How complex should a portfolio be for an HNW individual investor?
Portfolio complexity should be proportionate to the investor's capital base, sophistication, and ability to monitor and rebalance effectively. A well-diversified global equity ETF plus a global bond ETF plus a small alternatives allocation can outperform a 20-fund portfolio after costs, if the costs and execution of the complex portfolio are poor. Complexity adds value when it provides genuine diversification or access to return streams not available more cheaply — not for the sake of appearing sophisticated.
What is the core-satellite approach to portfolio construction?
The core-satellite approach holds a large 'core' allocation (typically 60–80% of the portfolio) in low-cost, diversified index funds providing broad market exposure, while a smaller 'satellite' allocation (20–40%) makes targeted active or thematic bets — specific managers, factor tilts, alternatives, or thematic positions. The core provides market returns at minimal cost; the satellite provides the opportunity for differentiated returns. This pragmatically combines the evidence on passive investing (core) with selective active use where it adds value (satellite).

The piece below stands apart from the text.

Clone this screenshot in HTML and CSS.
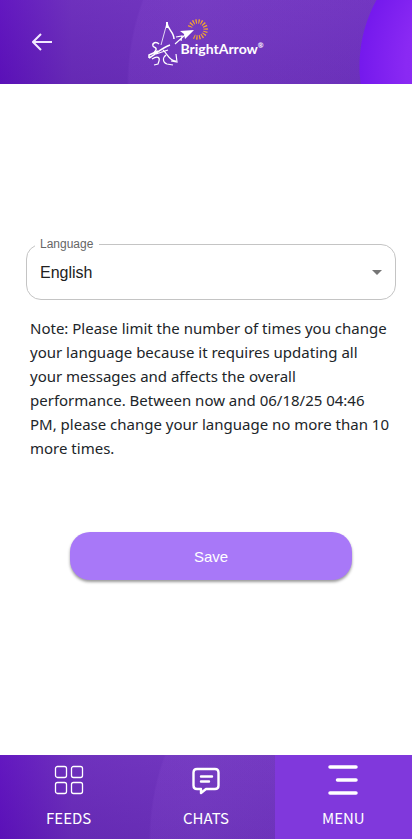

This guide is for general information only and does not constitute financial advice or a personal recommendation. The value of investments can fall as well as rise and you may get back less than you invest. Past performance is not a guide to future returns. Tax rules, investment regulations, and the availability of specific investment vehicles change — always verify current rules and seek advice from a qualified independent financial adviser before making any investment decisions.